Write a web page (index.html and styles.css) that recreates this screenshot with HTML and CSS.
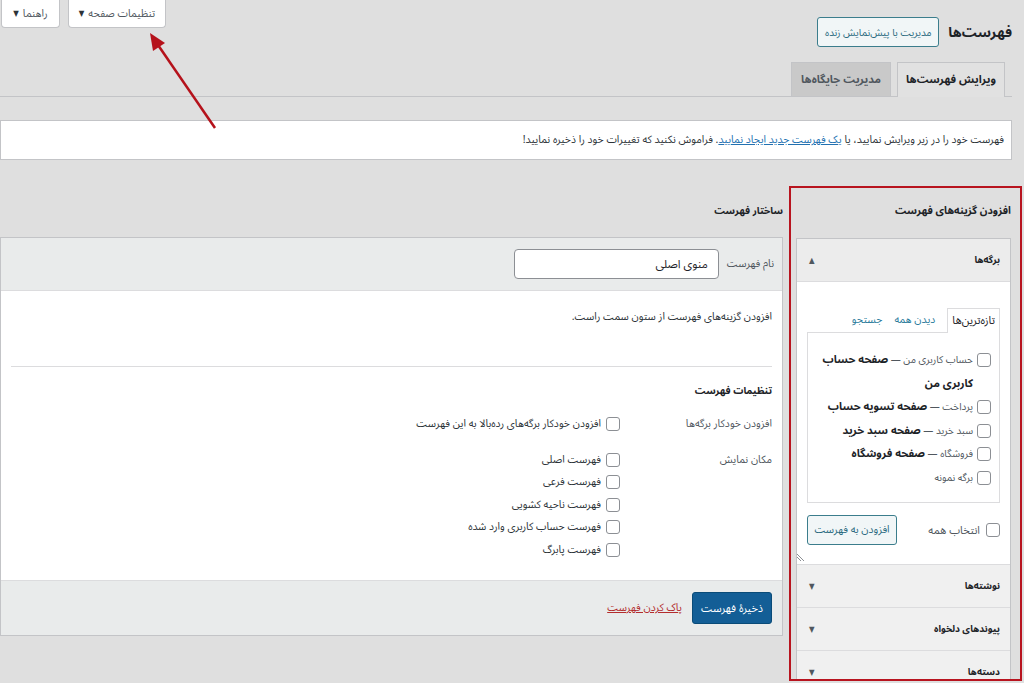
FILE: index.html
```html
<!DOCTYPE html>
<html dir="rtl" lang="fa">
<head>
  <meta charset="UTF-8" />
  <link rel="stylesheet" href="styles.css">
</head>
<body>
  <div class="wrap">
    <div class="top-bar">
      <div class="title-group">
        <h1>فهرست‌ها</h1>
        <button class="btn-outline btn-live">مدیریت با پیش‌نمایش زنده</button>
      </div>
      <div class="screen-meta">
        <button class="meta-btn meta-options">تنظیمات صفحه <span class="caret">▼</span></button>
        <button class="meta-btn meta-help">راهنما <span class="caret">▼</span></button>
      </div>
    </div>

    <div class="nav-tabs">
      <div class="nav-tab active">ویرایش فهرست‌ها</div>
      <div class="nav-tab">مدیریت جایگاه‌ها</div>
    </div>

    <div class="notice">
      <span>فهرست خود را در زیر ویرایش نمایید، یا <a href="#">یک فهرست جدید ایجاد نمایید</a>. فراموش نکنید که تغییرات خود را ذخیره نمایید!</span>
    </div>

    <div class="columns">
      <div class="settings-column">
        <h2>افزودن گزینه‌های فهرست</h2>
        <div class="accordion">
          <div class="acc-section open">
            <div class="acc-title">برگه‌ها <span class="acc-arrow">▲</span></div>
            <div class="acc-body">
              <div class="item-tabs">
                <span class="item-tab active">تازه‌ترین‌ها</span>
                <span class="item-tab">دیدن همه</span>
                <span class="item-tab">جستجو</span>
              </div>
              <div class="item-panel">
                <label class="item"><input type="checkbox"><span>حساب کاربری من — <b>صفحه حساب کاربری من</b></span></label>
                <label class="item"><input type="checkbox"><span>پرداخت — <b>صفحه تسویه حساب</b></span></label>
                <label class="item"><input type="checkbox"><span>سبد خرید — <b>صفحه سبد خرید</b></span></label>
                <label class="item"><input type="checkbox"><span>فروشگاه — <b>صفحه فروشگاه</b></span></label>
                <label class="item"><input type="checkbox"><span>برگه نمونه</span></label>
              </div>
              <div class="add-row">
                <label class="select-all"><input type="checkbox">انتخاب همه</label>
                <button class="btn-outline btn-add">افزودن به فهرست</button>
              </div>
              <svg class="grip" width="8" height="8" viewBox="0 0 8 8">
                <path d="M0 0 L7 7 M0 3 L4 7" stroke="#8c8f94" stroke-width="1" fill="none"/>
              </svg>
            </div>
          </div>
          <div class="acc-section">
            <div class="acc-title">نوشته‌ها <span class="acc-arrow">▼</span></div>
          </div>
          <div class="acc-section">
            <div class="acc-title">پیوندهای دلخواه <span class="acc-arrow">▼</span></div>
          </div>
          <div class="acc-section">
            <div class="acc-title">دسته‌ها <span class="acc-arrow">▼</span></div>
          </div>
        </div>
      </div>

      <div class="management-column">
        <h2>ساختار فهرست</h2>
        <div class="menu-edit">
          <div class="menu-header">
            <label class="name-label">نام فهرست</label>
            <input class="name-input" type="text" value="منوی اصلی">
          </div>
          <div class="menu-body">
            <p class="hint">افزودن گزینه‌های فهرست از ستون سمت راست.</p>
            <hr>
            <h3>تنظیمات فهرست</h3>
            <div class="setting-row first">
              <div class="setting-label">افزودن خودکار برگه‌ها</div>
              <div class="setting-field">
                <label class="opt"><input type="checkbox">افزودن خودکار برگه‌های رده‌بالا به این فهرست</label>
              </div>
            </div>
            <div class="setting-row">
              <div class="setting-label">مکان نمایش</div>
              <div class="setting-field">
                <label class="opt"><input type="checkbox">فهرست اصلی</label>
                <label class="opt"><input type="checkbox">فهرست فرعی</label>
                <label class="opt"><input type="checkbox">فهرست ناحیه کشویی</label>
                <label class="opt"><input type="checkbox">فهرست حساب کاربری وارد شده</label>
                <label class="opt"><input type="checkbox">فهرست پابرگ</label>
              </div>
            </div>
          </div>
          <div class="menu-footer">
            <button class="btn-primary">ذخیرهٔ فهرست</button>
            <a class="delete-link" href="#">پاک کردن فهرست</a>
          </div>
        </div>
      </div>
    </div>
  </div>

  <svg class="arrow" width="1024" height="683" viewBox="0 0 1024 683">
    <line x1="215" y1="128" x2="158" y2="45" stroke="#b5121b" stroke-width="2.5"/>
    <polygon points="150,33 165,43 153,51" fill="#b5121b"/>
  </svg>
</body>
</html>
```

FILE: styles.css
```css
html, body {
  margin: 0;
}

body {
  width: 1024px;
  height: 683px;
  overflow: hidden;
  position: relative;
  background: #dfdfdf;
  color: #2c3338;
  font-family: "Noto Sans Arabic", "DejaVu Sans Condensed", "DejaVu Sans", sans-serif;
  font-size: 10.5px;
}

button,
input {
  font-family: inherit;
}

button {
  cursor: pointer;
}

.wrap {
  padding-right: 12px;
}

/* header */

.top-bar {
  display: flex;
  justify-content: space-between;
  align-items: flex-start;
  height: 47px;
}

.title-group {
  display: flex;
  align-items: center;
  gap: 9px;
  margin-top: 17px;
}

h1 {
  margin: 0;
  font-size: 14px;
  font-weight: bold;
  color: #1d2327;
}

.btn-outline {
  height: 30px;
  padding: 0;
  border: 1px solid #3b7d8c;
  border-radius: 3px;
  background: #f1f6f7;
  color: #2a6a80;
  font-size: 10px;
}

.btn-live {
  width: 122px;
}

.screen-meta {
  display: flex;
  gap: 8px;
  margin-left: 1px;
}

.meta-btn {
  display: flex;
  align-items: center;
  justify-content: center;
  gap: 4px;
  height: 28px;
  padding: 0;
  background: #fff;
  border: 1px solid #c3c4c7;
  border-top: none;
  border-radius: 0 0 4px 4px;
  color: #50575e;
  font-size: 10.5px;
}

.meta-options {
  width: 98px;
}

.meta-help {
  width: 59px;
}

.caret {
  font-size: 8px;
  color: #2c3338;
}

/* tabs */

.nav-tabs {
  display: flex;
  align-items: flex-end;
  gap: 6px;
  height: 35px;
  margin-top: 14px;
  padding-right: 7px;
  border-bottom: 1px solid #c3c4c7;
}

.nav-tab {
  width: 100px;
  box-sizing: border-box;
  height: 34px;
  line-height: 34px;
  text-align: center;
  border: 1px solid #c3c4c7;
  border-bottom: none;
  background: #c9c9c9;
  color: #50575e;
  font-size: 11px;
  font-weight: bold;
}

.nav-tab.active {
  width: 108px;
  height: 35px;
  margin-bottom: -1px;
  background: #e1e1e1;
  color: #1d2327;
}

/* notice */

.notice {
  display: flex;
  align-items: center;
  height: 38px;
  margin-top: 23px;
  padding: 0 7px;
  background: #fff;
  border: 1px solid #c3c4c7;
}

.notice a {
  color: #2271b1;
}

/* columns */

.columns {
  display: flex;
  gap: 6px;
  margin-top: 26px;
  margin-right: -10px;
}

h2 {
  margin: 13px 0 17px;
  font-size: 10.5px;
  line-height: 20px;
  font-weight: bold;
  color: #1d2327;
}

.settings-column {
  width: 233px;
  height: 495px;
  box-sizing: border-box;
  padding: 0 9px 0 5px;
  border: 2px solid #b8141f;
  overflow: hidden;
}

.management-column {
  flex: 1;
}

.management-column h2 {
  margin: 15px 0 16px;
  font-size: 10px;
}

/* accordion */

.accordion {
  background: #fff;
  border: 1px solid #c3c4c7;
}

.acc-section {
  border-bottom: 1px solid #dcdcde;
}

.acc-title {
  display: flex;
  justify-content: space-between;
  align-items: center;
  height: 42px;
  padding: 0 10px 0 12px;
  background: #f0f0f0;
  font-size: 9.5px;
  font-weight: bold;
  color: #1d2327;
}

.open .acc-title {
  border-bottom: 1px solid #dcdcde;
  background: #ececec;
}

.acc-arrow {
  font-size: 8px;
  color: #50575e;
}

.acc-body {
  position: relative;
  padding: 26px 10px 19px 10px;
}

.item-tabs {
  display: flex;
  gap: 12px;
  height: 25px;
}

.item-tab {
  line-height: 24px;
  color: #2a7b9b;
  font-size: 10.5px;
}

.item-tab.active {
  padding: 0 4px;
  background: #fff;
  border: 1px solid #dcdcde;
  border-bottom: none;
  color: #1d2327;
  font-size: 11px;
  position: relative;
  z-index: 1;
}

.item-panel {
  height: 154px;
  margin-top: -1px;
  padding: 15px 8px 0 4px;
  border: 1px solid #dcdcde;
}

.item {
  display: flex;
  gap: 4px;
  line-height: 23.5px;
  font-size: 10px;
  color: #50575e;
}

.item b {
  font-size: 11px;
  color: #1d2327;
}

input[type="checkbox"] {
  appearance: none;
  flex: none;
  width: 14px;
  height: 14px;
  margin: 5px 0 0 0;
  background: #fff;
  border: 1px solid #8c8f94;
  border-radius: 3px;
}

.add-row {
  display: flex;
  justify-content: space-between;
  align-items: center;
  margin-top: 12px;
}

.select-all {
  display: flex;
  align-items: center;
  gap: 6px;
  font-size: 11px;
  color: #50575e;
}

.select-all input {
  margin: 0;
}

.btn-add {
  width: 90px;
  font-size: 10.5px;
}

.grip {
  position: absolute;
  left: 0;
  bottom: 2px;
}

/* menu structure box */

.menu-edit {
  background: #fff;
  border: 1px solid #c3c4c7;
}

.menu-header {
  display: flex;
  align-items: center;
  gap: 8px;
  padding: 11px 8px 11px 10px;
  background: #e9ebeb;
  border-bottom: 1px solid #dcdcde;
}

.name-label {
  font-size: 10.5px;
  color: #50575e;
}

.name-input {
  width: 205px;
  height: 30px;
  box-sizing: border-box;
  padding: 0 10px;
  border: 1px solid #8c8f94;
  border-radius: 4px;
  font-size: 11.5px;
  color: #1d2327;
}

.menu-body {
  padding: 0 10px 19px 10px;
}

.hint {
  margin: 17px 0 0;
  line-height: 18px;
}

.menu-body hr {
  margin: 40px 0 0;
  border: none;
  border-top: 1px solid #dcdcde;
}

h3 {
  margin: 14px 0 0;
  line-height: 20px;
  font-size: 10px;
  font-weight: bold;
  color: #1d2327;
}

.setting-row {
  display: flex;
  margin-top: 13px;
}

.setting-row.first {
  margin-top: 12px;
}

.setting-label {
  width: 152px;
  line-height: 22px;
  color: #50575e;
}

.setting-field {
  display: flex;
  flex-direction: column;
}

.opt {
  display: flex;
  gap: 5px;
  height: 22.5px;
  line-height: 22px;
  color: #2c3338;
}

.opt input {
  margin-top: 4px;
}

.menu-footer {
  display: flex;
  align-items: center;
  gap: 10px;
  padding: 11px 10px;
  background: #e9ebeb;
  border-top: 1px solid #dcdcde;
}

.btn-primary {
  width: 80px;
  height: 32px;
  padding: 0;
  border: 1px solid #0a4b78;
  border-radius: 3px;
  background: #135e96;
  color: #fff;
  font-size: 11px;
}

.delete-link {
  color: #b32d2e;
}

/* annotation arrow */

.arrow {
  position: absolute;
  top: 0;
  left: 0;
  pointer-events: none;
}
```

Brief: Pick out the lines that include the word "styles" and write them out.

Answer to the problem:
Write a web page (index.html and styles.css) that recreates this screenshot with HTML and CSS.
  <link rel="stylesheet" href="styles.css">
FILE: styles.css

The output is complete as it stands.